What stands out in Borna’s approach is the commitment to atmosphere over formula. The production doesn’t rely on cheap drops or predictable builds. Instead, “Into the Shadows” seems to accumulate tension through textural layering and spatial design. The “haunted rhythm” mentioned in the lyrics suggests syncopated patterns that refuse to settle into comfortable grooves, keeping the listener perpetually off-balance.

Into the Shadows Acid


The choice to include an acid version demonstrates Borna’s awareness of techno’s lineage. Acid techno, with its squelchy 303 basslines and hypnotic repetition, has experienced renewed interest in recent years as producers look back to the genre’s foundational elements while pushing them into contemporary contexts. By offering both versions, Borna invites listeners to experience the same thematic material through different sonic lenses—one perhaps more atmospheric and brooding, the other more visceral and hardware-driven.

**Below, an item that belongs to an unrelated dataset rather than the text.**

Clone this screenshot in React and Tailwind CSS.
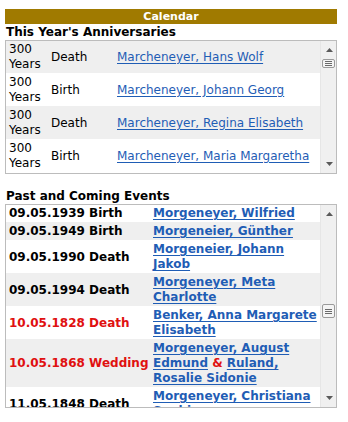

Borna’s positioning as a New York-based artist is worth noting. While Berlin often dominates techno discourse, New York has its own rich history with the genre, from the early ’90s rave scene to contemporary warehouse parties. There’s a gritty, urban sensibility that New York artists bring to electronic music—a willingness to embrace rougher textures and darker moods that stems from the city’s own intense, unrelenting energy.
The imagery throughout the track—”vapor clouds drift from my lungs,” “silence screams and echoes grow,” “electric comes and storm”—paints a picture of internal turbulence externalized through sound. This is techno as catharsis, as exorcism of creative demons. The repetition in the lyrics (“Into the shadows deep we go” appears multiple times) mirrors the repetitive structures of techno itself, where meaning emerges not from novelty but from subtle variations and deepening immersion.
For listeners familiar with artists like Phase Fatale, Regis, or Ancient Methods, “Into the Shadows” should feel like home territory—dark, industrial-tinged techno with a strong conceptual framework. However, Borna brings a personal, almost confessional quality to the material that distinguishes it from purely aesthetic exercises in darkness.
The question that remains is how these ideas translate in a live setting. Techno thrives on the interplay between recorded artifact and ephemeral performance, between studio precision and spontaneous energy. One imagines “Into the Shadows” working particularly well in the context of an extended DJ set, where its atmospheric qualities could build slowly over time, allowing dancers to sink into its hypnotic pull.
What’s perhaps most admirable about “Into the Shadows” is its willingness to exist as a statement rather than a compromise. In an era where algorithmic playlists and streaming metrics often push artists toward safer, more accessible sounds, Borna has crafted something uncompromising—a track that demands attention and rewards deep listening. The “melody that remains unsung” becomes, paradoxically, the very heart of the piece, a negative space around which everything else revolves.
As an entry point into Borna’s artistic vision, “Into the Shadows” succeeds in establishing a distinct voice. There is a clear attention to mood, to the psychological dimensions of sound, and to techno’s capacity for expressing complex emotional states. For an artist operating out of New York’s electronic music scene, this release positions Borna as someone to watch—a producer willing to take risks, explore darker territories, and prioritize artistic vision over commercial calculation.
The single ultimately asks us to consider the songs we carry inside ourselves, the creative impulses that never fully materialize, the ideas that haunt us from the shadows of our consciousness. In doing so, Borna has created not just a techno track, but a meditation on the creative process itself—on the gap between intention and realization, between the music we imagine and the music we make. That’s a heavy conceptual load for a single to carry, but “Into the Shadows” bears it well, delivering both cerebral engagement and visceral impact.